◆ **Task prompt**: Give back all the data exactly, line by line.

##########

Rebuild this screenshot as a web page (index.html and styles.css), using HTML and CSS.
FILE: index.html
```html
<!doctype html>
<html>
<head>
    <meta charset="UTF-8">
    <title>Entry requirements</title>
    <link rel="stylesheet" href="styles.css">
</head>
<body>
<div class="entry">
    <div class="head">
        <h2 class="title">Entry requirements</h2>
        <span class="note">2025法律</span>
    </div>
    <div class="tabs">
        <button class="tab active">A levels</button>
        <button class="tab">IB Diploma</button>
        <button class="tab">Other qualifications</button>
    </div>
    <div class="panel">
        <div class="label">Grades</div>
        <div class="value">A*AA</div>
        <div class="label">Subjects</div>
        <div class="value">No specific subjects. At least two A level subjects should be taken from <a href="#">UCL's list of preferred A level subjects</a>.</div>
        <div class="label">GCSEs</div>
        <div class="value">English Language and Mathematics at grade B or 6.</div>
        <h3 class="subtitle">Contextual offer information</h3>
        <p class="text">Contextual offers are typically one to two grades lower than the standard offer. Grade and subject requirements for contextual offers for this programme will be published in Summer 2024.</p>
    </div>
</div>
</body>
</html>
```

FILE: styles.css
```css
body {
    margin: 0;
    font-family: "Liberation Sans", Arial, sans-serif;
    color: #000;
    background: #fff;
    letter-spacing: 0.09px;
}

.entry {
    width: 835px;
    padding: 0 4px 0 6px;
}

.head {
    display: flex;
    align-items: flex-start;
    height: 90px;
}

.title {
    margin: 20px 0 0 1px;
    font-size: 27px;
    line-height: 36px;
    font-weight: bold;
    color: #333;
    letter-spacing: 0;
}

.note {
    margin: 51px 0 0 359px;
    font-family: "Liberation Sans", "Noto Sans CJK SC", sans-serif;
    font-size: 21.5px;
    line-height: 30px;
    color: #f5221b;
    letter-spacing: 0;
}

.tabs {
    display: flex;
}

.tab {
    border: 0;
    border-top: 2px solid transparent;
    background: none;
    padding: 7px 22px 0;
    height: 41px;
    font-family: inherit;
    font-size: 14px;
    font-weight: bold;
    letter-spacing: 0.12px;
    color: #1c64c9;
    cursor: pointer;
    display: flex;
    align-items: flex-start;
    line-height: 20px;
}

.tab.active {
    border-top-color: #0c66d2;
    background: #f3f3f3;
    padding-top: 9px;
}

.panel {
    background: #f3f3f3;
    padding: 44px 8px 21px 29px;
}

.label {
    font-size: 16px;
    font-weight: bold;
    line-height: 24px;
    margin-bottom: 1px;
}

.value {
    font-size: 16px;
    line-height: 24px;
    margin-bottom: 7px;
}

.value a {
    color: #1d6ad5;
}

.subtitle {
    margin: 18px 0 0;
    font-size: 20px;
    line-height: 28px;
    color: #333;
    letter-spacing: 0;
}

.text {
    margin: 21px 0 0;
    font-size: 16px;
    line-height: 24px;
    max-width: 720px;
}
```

##########

◆ **Solved problem**:
Rebuild this screenshot as a web page (index.html and styles.css), using HTML and CSS.
FILE: index.html
```html
<!doctype html>
<html>
<head>
    <meta charset="UTF-8">
    <title>Entry requirements</title>
    <link rel="stylesheet" href="styles.css">
</head>
<body>
<div class="entry">
    <div class="head">
        <h2 class="title">Entry requirements</h2>
        <span class="note">2025法律</span>
    </div>
    <div class="tabs">
        <button class="tab active">A levels</button>
        <button class="tab">IB Diploma</button>
        <button class="tab">Other qualifications</button>
    </div>
    <div class="panel">
        <div class="label">Grades</div>
        <div class="value">A*AA</div>
        <div class="label">Subjects</div>
        <div class="value">No specific subjects. At least two A level subjects should be taken from <a href="#">UCL's list of preferred A level subjects</a>.</div>
        <div class="label">GCSEs</div>
        <div class="value">English Language and Mathematics at grade B or 6.</div>
        <h3 class="subtitle">Contextual offer information</h3>
        <p class="text">Contextual offers are typically one to two grades lower than the standard offer. Grade and subject requirements for contextual offers for this programme will be published in Summer 2024.</p>
    </div>
</div>
</body>
</html>
```

FILE: styles.css
```css
body {
    margin: 0;
    font-family: "Liberation Sans", Arial, sans-serif;
    color: #000;
    background: #fff;
    letter-spacing: 0.09px;
}

.entry {
    width: 835px;
    padding: 0 4px 0 6px;
}

.head {
    display: flex;
    align-items: flex-start;
    height: 90px;
}

.title {
    margin: 20px 0 0 1px;
    font-size: 27px;
    line-height: 36px;
    font-weight: bold;
    color: #333;
    letter-spacing: 0;
}

.note {
    margin: 51px 0 0 359px;
    font-family: "Liberation Sans", "Noto Sans CJK SC", sans-serif;
    font-size: 21.5px;
    line-height: 30px;
    color: #f5221b;
    letter-spacing: 0;
}

.tabs {
    display: flex;
}

.tab {
    border: 0;
    border-top: 2px solid transparent;
    background: none;
    padding: 7px 22px 0;
    height: 41px;
    font-family: inherit;
    font-size: 14px;
    font-weight: bold;
    letter-spacing: 0.12px;
    color: #1c64c9;
    cursor: pointer;
    display: flex;
    align-items: flex-start;
    line-height: 20px;
}

.tab.active {
    border-top-color: #0c66d2;
    background: #f3f3f3;
    padding-top: 9px;
}

.panel {
    background: #f3f3f3;
    padding: 44px 8px 21px 29px;
}

.label {
    font-size: 16px;
    font-weight: bold;
    line-height: 24px;
    margin-bottom: 1px;
}

.value {
    font-size: 16px;
    line-height: 24px;
    margin-bottom: 7px;
}

.value a {
    color: #1d6ad5;
}

.subtitle {
    margin: 18px 0 0;
    font-size: 20px;
    line-height: 28px;
    color: #333;
    letter-spacing: 0;
}

.text {
    margin: 21px 0 0;
    font-size: 16px;
    line-height: 24px;
    max-width: 720px;
}
```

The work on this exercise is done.